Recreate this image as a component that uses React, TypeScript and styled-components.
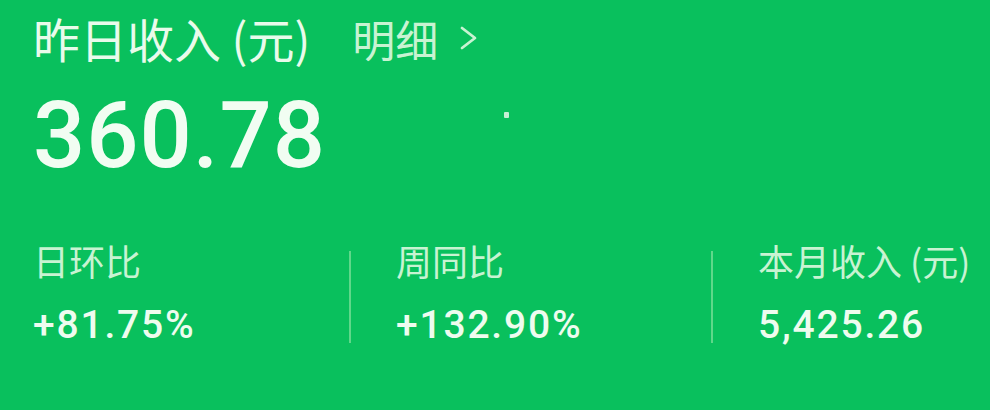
import styled, { createGlobalStyle } from 'styled-components'

const GlobalStyle = createGlobalStyle`
  html, body {
    margin: 0;
    padding: 0;
    background: #09c05d;
  }
  body {
    font-family: Roboto, "Noto Sans CJK SC", sans-serif;
  }
`

const Card = styled.div`
  position: relative;
  width: 990px;
  height: 410px;
  box-sizing: border-box;
  padding: 14px 0 0 33px;
  background: #09c05d;
  overflow: hidden;
`

const Header = styled.div`
  display: flex;
  align-items: center;
  gap: 42px;
  height: 48px;
`

const Title = styled.div`
  font-family: "Noto Sans CJK SC", sans-serif;
  font-size: 47px;
  line-height: 48px;
  color: #e9fbeb;
  white-space: nowrap;
`

const DetailLink = styled.a`
  display: flex;
  align-items: center;
  gap: 20px;
  font-family: "Noto Sans CJK SC", sans-serif;
  font-size: 43px;
  line-height: 48px;
  color: #c8f3d2;
  text-decoration: none;
  cursor: pointer;
`

const Amount = styled.div`
  margin-top: 28px;
  font-family: Roboto, sans-serif;
  font-size: 92px;
  font-weight: 500;
  line-height: 92px;
  letter-spacing: 1px;
  color: #f1fdf2;
`

const Stats = styled.div`
  display: grid;
  grid-template-columns: 316px 362px 1fr;
  margin-top: 69px;
`

const Stat = styled.div<{ $divider?: boolean }>`
  display: flex;
  flex-direction: column;
  justify-content: space-between;
  height: 92px;
  padding-left: ${(p) => (p.$divider ? '45px' : '0')};
  border-left: ${(p) => (p.$divider ? '2px solid #5fd88a' : 'none')};
`

const StatLabel = styled.div`
  font-family: "Noto Sans CJK SC", sans-serif;
  font-size: 36px;
  line-height: 40px;
  margin-top: -11px;
  color: #c8f3d2;
  white-space: nowrap;
`

const StatValue = styled.div`
  font-family: Roboto, sans-serif;
  font-size: 39px;
  font-weight: 500;
  line-height: 40px;
  letter-spacing: 1.8px;
  margin-bottom: -2px;
  color: #eefcef;
  white-space: nowrap;
`

const Speck = styled.div`
  position: absolute;
  left: 504px;
  top: 112px;
  width: 5px;
  height: 6px;
  border-radius: 1px;
  background: #e8f8ea;
  opacity: 0.85;
`

function Chevron() {
  return (
    <svg width="20" height="26" viewBox="0 0 20 26" fill="none">
      <polyline points="4,3 17,13 4,23" stroke="#c8f3d2" strokeWidth="2.8" strokeLinecap="round" strokeLinejoin="round" />
    </svg>
  )
}

const stats = [
  { label: '日环比', value: '+81.75%' },
  { label: '周同比', value: '+132.90%' },
  { label: '本月收入 (元)', value: '5,425.26' },
]

export default function App() {
  return (
    <>
      <GlobalStyle />
      <Card>
        <Header>
          <Title>昨日收入 (元)</Title>
          <DetailLink>
            明细
            <Chevron />
          </DetailLink>
        </Header>
        <Amount>360.78</Amount>
        <Stats>
          {stats.map((s, i) => (
            <Stat key={s.label} $divider={i > 0}>
              <StatLabel>{s.label}</StatLabel>
              <StatValue>{s.value}</StatValue>
            </Stat>
          ))}
        </Stats>
        <Speck />
      </Card>
    </>
  )
}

----

■ **Brief**: Skip the images and write out the rest of the listing exactly.

■ **Task solution**:
Recreate this image as a component that uses React, TypeScript and styled-components.
import styled, { createGlobalStyle } from 'styled-components'

const GlobalStyle = createGlobalStyle`
  html, body {
    margin: 0;
    padding: 0;
    background: #09c05d;
  }
  body {
    font-family: Roboto, "Noto Sans CJK SC", sans-serif;
  }
`

const Card = styled.div`
  position: relative;
  width: 990px;
  height: 410px;
  box-sizing: border-box;
  padding: 14px 0 0 33px;
  background: #09c05d;
  overflow: hidden;
`

const Header = styled.div`
  display: flex;
  align-items: center;
  gap: 42px;
  height: 48px;
`

const Title = styled.div`
  font-family: "Noto Sans CJK SC", sans-serif;
  font-size: 47px;
  line-height: 48px;
  color: #e9fbeb;
  white-space: nowrap;
`

const DetailLink = styled.a`
  display: flex;
  align-items: center;
  gap: 20px;
  font-family: "Noto Sans CJK SC", sans-serif;
  font-size: 43px;
  line-height: 48px;
  color: #c8f3d2;
  text-decoration: none;
  cursor: pointer;
`

const Amount = styled.div`
  margin-top: 28px;
  font-family: Roboto, sans-serif;
  font-size: 92px;
  font-weight: 500;
  line-height: 92px;
  letter-spacing: 1px;
  color: #f1fdf2;
`

const Stats = styled.div`
  display: grid;
  grid-template-columns: 316px 362px 1fr;
  margin-top: 69px;
`

const Stat = styled.div<{ $divider?: boolean }>`
  display: flex;
  flex-direction: column;
  justify-content: space-between;
  height: 92px;
  padding-left: ${(p) => (p.$divider ? '45px' : '0')};
  border-left: ${(p) => (p.$divider ? '2px solid #5fd88a' : 'none')};
`

const StatLabel = styled.div`
  font-family: "Noto Sans CJK SC", sans-serif;
  font-size: 36px;
  line-height: 40px;
  margin-top: -11px;
  color: #c8f3d2;
  white-space: nowrap;
`

const StatValue = styled.div`
  font-family: Roboto, sans-serif;
  font-size: 39px;
  font-weight: 500;
  line-height: 40px;
  letter-spacing: 1.8px;
  margin-bottom: -2px;
  color: #eefcef;
  white-space: nowrap;
`

const Speck = styled.div`
  position: absolute;
  left: 504px;
  top: 112px;
  width: 5px;
  height: 6px;
  border-radius: 1px;
  background: #e8f8ea;
  opacity: 0.85;
`

function Chevron() {
  return (
    <svg width="20" height="26" viewBox="0 0 20 26" fill="none">
      <polyline points="4,3 17,13 4,23" stroke="#c8f3d2" strokeWidth="2.8" strokeLinecap="round" strokeLinejoin="round" />
    </svg>
  )
}

const stats = [
  { label: '日环比', value: '+81.75%' },
  { label: '周同比', value: '+132.90%' },
  { label: '本月收入 (元)', value: '5,425.26' },
]

export default function App() {
  return (
    <>
      <GlobalStyle />
      <Card>
        <Header>
          <Title>昨日收入 (元)</Title>
          <DetailLink>
            明细
            <Chevron />
          </DetailLink>
        </Header>
        <Amount>360.78</Amount>
        <Stats>
          {stats.map((s, i) => (
            <Stat key={s.label} $divider={i > 0}>
              <StatLabel>{s.label}</StatLabel>
              <StatValue>{s.value}</StatValue>
            </Stat>
          ))}
        </Stats>
        <Speck />
      </Card>
    </>
  )
}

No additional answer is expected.